A new recruitment system for diplomats will be used beginning in 2013, the Ministry of Foreign Affairs and Trade said yesterday.

The new system will better prepare recruits and more efficiently weed out those who lack the necessary skills, the ministry said.

The new system, to be managed by the National Foreign Service Academy, will begin operating after the final sitting of the current High Diplomatic Service Examination scheduled for the first half of 2013. The academy will be an affiliate of the ministry.

Beginning in the second half of 2013, the ministry will assemble an academy class of up to 1.5 times the number of junior diplomats needed for the following year.

The class will have been evaluated through a three-stage process involving foreign language tests, aptitude tests, essay writing and interviews.

The class will enroll in a one-year, three semester program at the academy in December 2013. The ones who perform the best there will be appointed as fifth-level foreign affairs officials.

The current recruitment system, heavily dependent on the rote-based High Diplomatic Service Examination, has long been criticized for producing unqualified diplomats who lack language skills and other traits such as negotiation ability and quick judgment.

A senior official of the ministry said the one-year education program at the service would make a significant difference.

“It would run three semesters without vacation and require many assignments on various subjects, all of which are oriented toward evaluating capacity and potential rather than knowledge,” the official said.

Some question the efficiency of the new recruitment system saying that dropping only one-third of the entering class is not much different from the current recruiting process.

Currently, the ministry selects 1.3 times the number of people it needs as new junior diplomats and cuts some through interviews.

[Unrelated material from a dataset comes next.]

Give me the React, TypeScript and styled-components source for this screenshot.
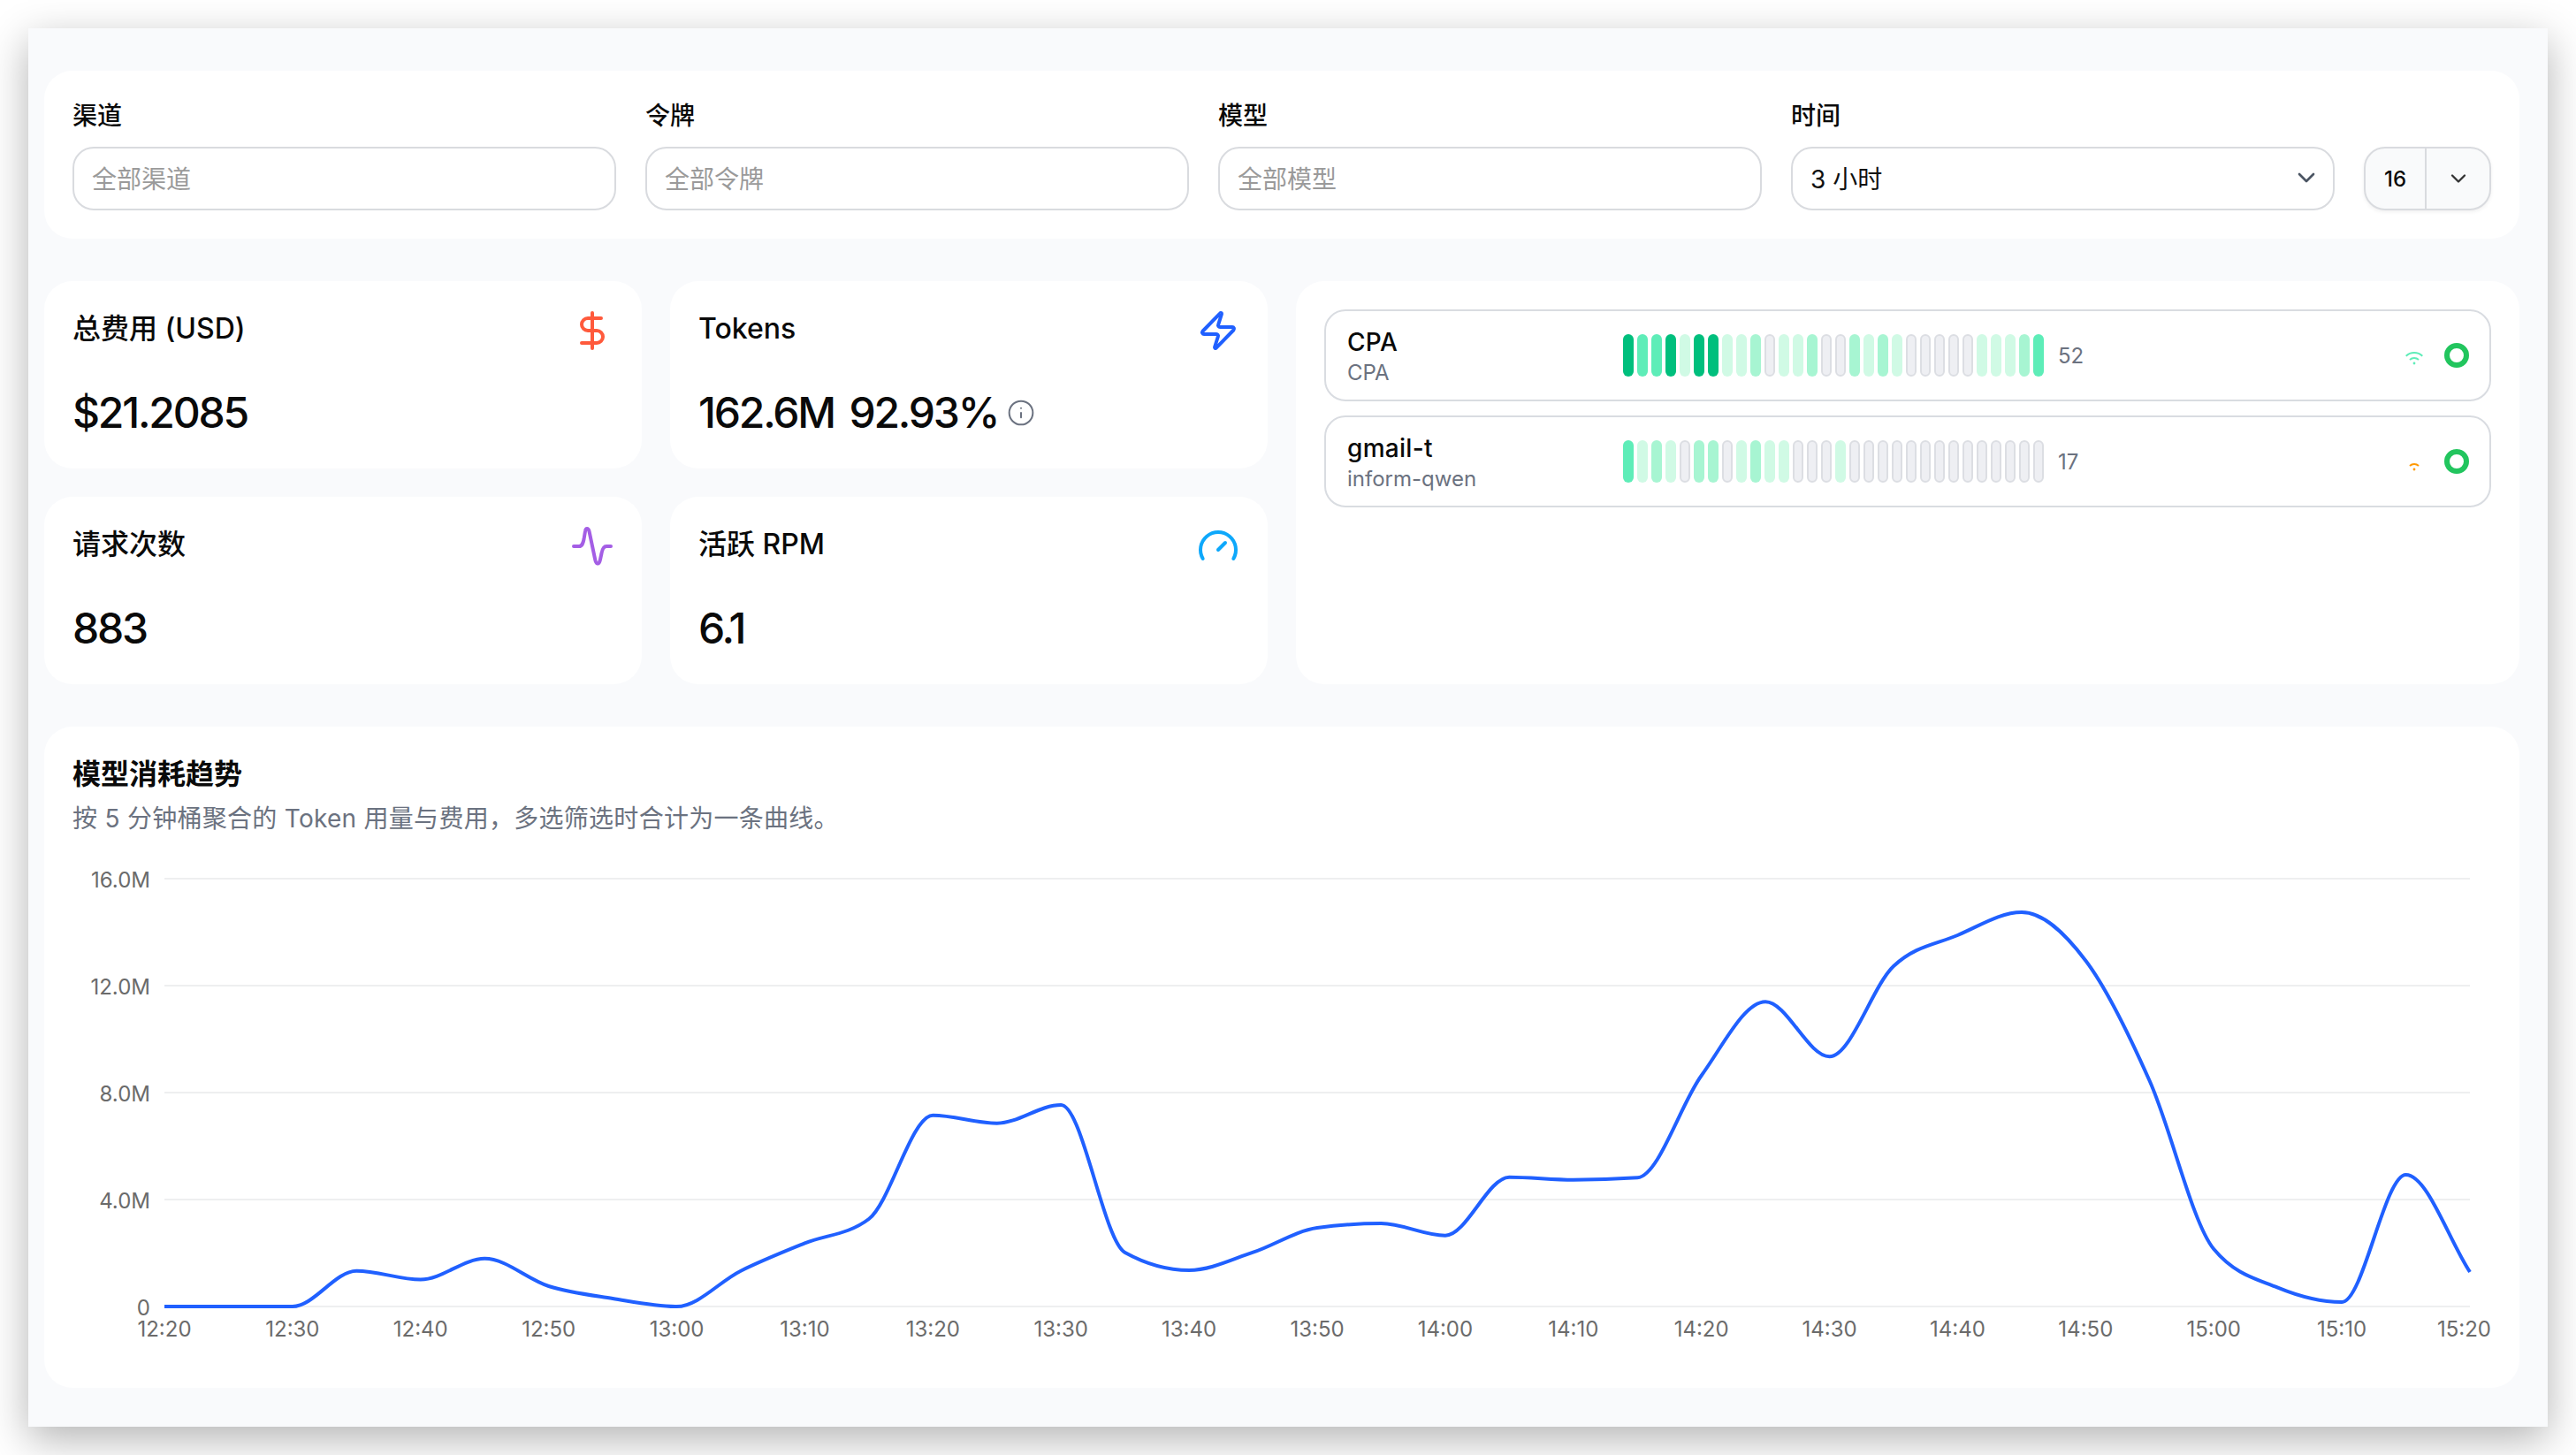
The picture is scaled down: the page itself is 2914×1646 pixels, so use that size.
import React from 'react';
import styled, { createGlobalStyle } from 'styled-components';
import { ChevronDown, DollarSign, Gauge, Info, Zap } from 'lucide-react';

const FONT = `Inter, "Noto Sans CJK SC", sans-serif`;

const GlobalStyle = createGlobalStyle`
    html, body {
        margin: 0;
        padding: 0;
        width: 2914px;
        height: 1646px;
        overflow: hidden;
        background: #ffffff;
        font-family: ${FONT};
        color: #0a0a0a;
    }
    * {
        box-sizing: border-box;
    }
`;

const Page = styled.div`
    width: 2914px;
    height: 1646px;
    padding: 32px;
`;

const Window = styled.div`
    height: 1582px;
    padding: 48px 32px 44px 18px;
    display: flex;
    flex-direction: column;
    gap: 48px;
    background: #f9fafc;
    box-shadow: 0 14px 44px rgba(0, 0, 0, 0.3);
`;

const Panel = styled.section`
    padding: 32px;
    border-radius: 32px;
    background: #ffffff;
`;

const FilterRow = styled.div`
    display: grid;
    grid-template-columns: repeat(4, 1fr) 144px;
    column-gap: 33px;
    align-items: end;
`;

const Field = styled.div`
    display: flex;
    flex-direction: column;
    gap: 16px;
`;

const FieldLabel = styled.label`
    font-size: 28px;
    line-height: 38px;
    font-weight: 500;
`;

const TextInput = styled.input`
    width: 100%;
    height: 72px;
    padding: 1px 20px 0;
    border: 2px solid #d9dbdf;
    border-radius: 24px;
    background: #ffffff;
    outline: none;
    font-family: ${FONT};
    font-size: 28px;

    &::placeholder {
        color: #9a9a9a;
        opacity: 1;
    }
`;

const SelectBox = styled.div`
    height: 72px;
    padding: 0 14px 2px 20px;
    display: flex;
    align-items: center;
    justify-content: space-between;
    border: 2px solid #d9dbdf;
    border-radius: 24px;
    font-size: 28px;
    color: #111111;

    svg {
        color: #4b5563;
    }
`;

const Stepper = styled.div`
    height: 72px;
    display: flex;
    border: 2px solid #d9dbdf;
    border-radius: 24px;
    background: #f9fafb;
    box-shadow: 0 2px 4px rgba(0, 0, 0, 0.06);
    overflow: hidden;
`;

const StepperValue = styled.div`
    width: 69px;
    display: flex;
    align-items: center;
    justify-content: center;
    border-right: 2px solid #d9dbdf;
    font-size: 24px;
    font-weight: 500;
`;

const StepperToggle = styled.div`
    flex: 1;
    display: flex;
    align-items: center;
    justify-content: center;
    color: #333333;
`;

const Columns = styled.div`
    display: grid;
    grid-template-columns: 1fr 1fr;
    gap: 32px;
`;

const StatGrid = styled.div`
    display: grid;
    grid-template-columns: 1fr 1fr;
    gap: 32px;
`;

const StatCard = styled.div`
    height: 212px;
    padding: 32px;
    border-radius: 32px;
    background: #ffffff;
`;

const StatHeader = styled.div`
    height: 48px;
    display: flex;
    justify-content: space-between;
    align-items: flex-start;
    margin-bottom: 37px;
`;

const StatTitle = styled.div`
    font-size: 32px;
    line-height: 44px;
    font-weight: 500;
`;

const StatValue = styled.div`
    display: flex;
    align-items: center;
    gap: 10px;
    font-size: 48px;
    line-height: 64px;
    font-weight: 500;
    letter-spacing: -2.2px;
    word-spacing: 6px;

    svg {
        color: #6b7280;
    }
`;

const ChannelPanel = styled(Panel)`
    display: flex;
    flex-direction: column;
    gap: 16px;
`;

const ChannelRow = styled.div`
    height: 104px;
    padding: 0 23px 0 24px;
    display: flex;
    align-items: center;
    border: 2px solid #d9dce1;
    border-radius: 24px;
`;

const ChannelInfo = styled.div`
    width: 312px;
    padding-top: 4px;
`;

const ChannelName = styled.div`
    font-size: 28px;
    line-height: 36px;
    font-weight: 500;
    letter-spacing: 0.3px;
`;

const ChannelSub = styled.div`
    font-size: 24px;
    line-height: 34px;
    color: #6b7280;
`;

const BarTrack = styled.div`
    display: flex;
    gap: 4px;
`;

const barTones: Record<string, string> = {
    d: 'background: #00bf7d;',
    m: 'background: #5eedb8;',
    l: 'background: #a7f5d2;',
    x: 'background: #d0fae5;',
    g: 'background: #eeeff3; border: 2px solid #dcdee3;',
};

const Bar = styled.span<{ $tone: string }>`
    width: 12px;
    height: 48px;
    border-radius: 6px;
    ${(props) => barTones[props.$tone]}
`;

const ChannelCount = styled.span`
    margin-left: 16px;
    font-size: 24px;
    color: #6b7280;
`;

const SignalSlot = styled.div`
    margin-left: auto;
    margin-right: 22px;
    width: 24px;
    height: 24px;
`;

const StatusRing = styled.span`
    width: 28px;
    height: 28px;
    border: 6px solid #22c55e;
    border-radius: 50%;
`;

const ChartPanel = styled(Panel)`
    flex: 1;
    display: flex;
    flex-direction: column;
`;

const ChartTitle = styled.h2`
    margin: 0;
    font-size: 32px;
    line-height: 44px;
    font-weight: 600;
`;

const ChartNote = styled.p`
    margin: 8px 0 20px;
    font-size: 28px;
    line-height: 40px;
    letter-spacing: 0.28px;
    color: #6b7280;
`;

const ChartSvg = styled.svg`
    display: block;
    text {
        font-family: ${FONT};
        font-size: 24px;
        fill: #6b6b6b;
    }
`;

// 채널별 상태 막대, 글자 하나가 막대 하나
const channels = [
    { name: 'CPA', sub: 'CPA', count: 52, bars: 'dmmdxddxxlgxxlgglxlxgggggxxxlm', signal: 'high' },
    { name: 'gmail-t', sub: 'inform-qwen', count: 17, bars: 'mxlxgllgxlxxgggxgggggggggggggg', signal: 'low' },
];

const CHART_LEFT = 82;
const CHART_TOP = 966;
const CHART_W = 2736;
const CHART_H = 572;
const PLOT_LEFT = 186;
const PLOT_RIGHT = 2794;

// 5분 단위 버킷, 화면 y 좌표
const trend = [
    1478, 1478, 1478, 1437.7, 1447.5, 1423.8, 1455, 1469, 1478, 1437.7, 1406.4, 1379,
    1261.7, 1270.7, 1250, 1417, 1437, 1416.7, 1389, 1384, 1397.7, 1331.7, 1334.7, 1332.3,
    1216.7, 1133.3, 1195.3, 1093, 1058, 1032, 1086.7, 1223, 1413, 1456.7, 1473, 1329, 1439,
];

const yTicks = [
    { label: '16.0M', y: 994 },
    { label: '12.0M', y: 1115 },
    { label: '8.0M', y: 1236 },
    { label: '4.0M', y: 1357 },
    { label: '0', y: 1478 },
];

const xTicks = ['12:20', '12:30', '12:40', '12:50', '13:00', '13:10', '13:20', '13:30', '13:40', '13:50', '14:00', '14:10', '14:20', '14:30', '14:40', '14:50', '15:00', '15:10', '15:20'];

const monotonePath = (pts: [number, number][]) => {
    const n = pts.length;
    const slopes: number[] = [];
    for (let i = 0; i < n - 1; i++) {
        slopes.push((pts[i + 1][1] - pts[i][1]) / (pts[i + 1][0] - pts[i][0]));
    }
    const tangents = pts.map((_, i) => {
        if (i === 0) return slopes[0];
        if (i === n - 1) return slopes[n - 2];
        if (slopes[i - 1] * slopes[i] <= 0) return 0;
        return Math.sign(slopes[i - 1]) * 2 * Math.min(Math.abs(slopes[i - 1]), Math.abs(slopes[i]), 0.25 * Math.abs(slopes[i - 1] + slopes[i]));
    });
    let d = `M${pts[0][0]} ${pts[0][1]}`;
    for (let i = 0; i < n - 1; i++) {
        const h = (pts[i + 1][0] - pts[i][0]) / 3;
        d += `C${pts[i][0] + h} ${pts[i][1] + h * tangents[i]} ${pts[i + 1][0] - h} ${pts[i + 1][1] - h * tangents[i + 1]} ${pts[i + 1][0]} ${pts[i + 1][1]}`;
    }
    return d;
};

const SignalIcon: React.FC<{ level: string }> = ({ level }) => {
    const color = level === 'high' ? '#5eedb8' : '#ff9900';
    return (
        <svg width="24" height="24" viewBox="0 0 24 24" fill="none" stroke={color} strokeWidth="2">
            {level === 'high' && <path d="M2.7 12.7A13.5 13.5 0 0 1 21.3 12.7" />}
            <path d="M7 17A7.25 7.25 0 0 1 17 17" />
            <circle cx="12" cy="21" r="1.4" fill={color} stroke="none" />
        </svg>
    );
};

const PulseIcon: React.FC = () => (
    <svg width="48" height="48" viewBox="0 0 48 48" fill="none" stroke="#a45ee5" strokeWidth="4" strokeLinecap="round" strokeLinejoin="round">
        <path d="M3 24H9C12.5 24 13.5 21 14.5 16L16 7C16.5 3 19.5 3 20.5 7L27 38C28 44.5 31.5 46 33 39L34.5 32C35.5 26.5 37 24 40 24H45" />
    </svg>
);

const TrendChart: React.FC = () => {
    const stepX = (PLOT_RIGHT - PLOT_LEFT) / 36;
    const points = trend.map((y, i): [number, number] => [PLOT_LEFT - CHART_LEFT + i * stepX, y - CHART_TOP]);

    return (
        <ChartSvg width={CHART_W} height={CHART_H} viewBox={`0 0 ${CHART_W} ${CHART_H}`}>
            {yTicks.map((tick) => (
                <g key={tick.label}>
                    <line x1={PLOT_LEFT - CHART_LEFT} x2={PLOT_RIGHT - CHART_LEFT} y1={tick.y - CHART_TOP} y2={tick.y - CHART_TOP} stroke="#eeeff0" strokeWidth="2" />
                    <text x={88} y={tick.y - CHART_TOP + 10} textAnchor="end">
                        {tick.label}
                    </text>
                </g>
            ))}
            {xTicks.map((label, i) => {
                const last = i === xTicks.length - 1;
                return (
                    <text key={label} x={last ? CHART_W : PLOT_LEFT - CHART_LEFT + i * stepX * 2} y={1512 - CHART_TOP} textAnchor={last ? 'end' : 'middle'}>
                        {label}
                    </text>
                );
            })}
            <path d={monotonePath(points)} fill="none" stroke="#2060ff" strokeWidth="4" strokeLinejoin="round" />
        </ChartSvg>
    );
};

const App: React.FC = () => {
    return (
        <Page>
            <GlobalStyle />
            <Window>
                <Panel>
                    <FilterRow>
                        <Field>
                            <FieldLabel>渠道</FieldLabel>
                            <TextInput placeholder="全部渠道" readOnly />
                        </Field>
                        <Field>
                            <FieldLabel>令牌</FieldLabel>
                            <TextInput placeholder="全部令牌" readOnly />
                        </Field>
                        <Field>
                            <FieldLabel>模型</FieldLabel>
                            <TextInput placeholder="全部模型" readOnly />
                        </Field>
                        <Field>
                            <FieldLabel>时间</FieldLabel>
                            <SelectBox>
                                <span>3 小时</span>
                                <ChevronDown size={32} />
                            </SelectBox>
                        </Field>
                        <Stepper>
                            <StepperValue>16</StepperValue>
                            <StepperToggle>
                                <ChevronDown size={28} />
                            </StepperToggle>
                        </Stepper>
                    </FilterRow>
                </Panel>

                <Columns>
                    <StatGrid>
                        <StatCard>
                            <StatHeader>
                                <StatTitle>总费用 (USD)</StatTitle>
                                <DollarSign size={48} color="#ff5a3c" />
                            </StatHeader>
                            <StatValue>$21.2085</StatValue>
                        </StatCard>
                        <StatCard>
                            <StatHeader>
                                <StatTitle>Tokens</StatTitle>
                                <Zap size={48} color="#2060ff" />
                            </StatHeader>
                            <StatValue>
                                162.6M 92.93%
                                <Info size={32} strokeWidth={1.5} />
                            </StatValue>
                        </StatCard>
                        <StatCard>
                            <StatHeader>
                                <StatTitle>请求次数</StatTitle>
                                <PulseIcon />
                            </StatHeader>
                            <StatValue>883</StatValue>
                        </StatCard>
                        <StatCard>
                            <StatHeader>
                                <StatTitle>活跃 RPM</StatTitle>
                                <Gauge size={48} color="#0ea8fb" />
                            </StatHeader>
                            <StatValue>6.1</StatValue>
                        </StatCard>
                    </StatGrid>

                    <ChannelPanel>
                        {channels.map((channel) => (
                            <ChannelRow key={channel.name}>
                                <ChannelInfo>
                                    <ChannelName>{channel.name}</ChannelName>
                                    <ChannelSub>{channel.sub}</ChannelSub>
                                </ChannelInfo>
                                <BarTrack>
                                    {channel.bars.split('').map((tone, i) => (
                                        <Bar key={i} $tone={tone} />
                                    ))}
                                </BarTrack>
                                <ChannelCount>{channel.count}</ChannelCount>
                                <SignalSlot>
                                    <SignalIcon level={channel.signal} />
                                </SignalSlot>
                                <StatusRing />
                            </ChannelRow>
                        ))}
                    </ChannelPanel>
                </Columns>

                <ChartPanel>
                    <ChartTitle>模型消耗趋势</ChartTitle>
                    <ChartNote>按 5 分钟桶聚合的 Token 用量与费用，多选筛选时合计为一条曲线。</ChartNote>
                    <TrendChart />
                </ChartPanel>
            </Window>
        </Page>
    );
};

export default App;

Some in the government think the academy should offer an academic degree and make the incoming classes even larger.

“It appears the government has compromised because the service would not provide an academic degree,” said an official of the ministry, speaking on the condition of anonymity.

There is no government policy yet to arrange jobs for those who enroll at the academy but fail to become diplomats, although ministry officials said they could get jobs with relative ease using the skills they acquire at the academy.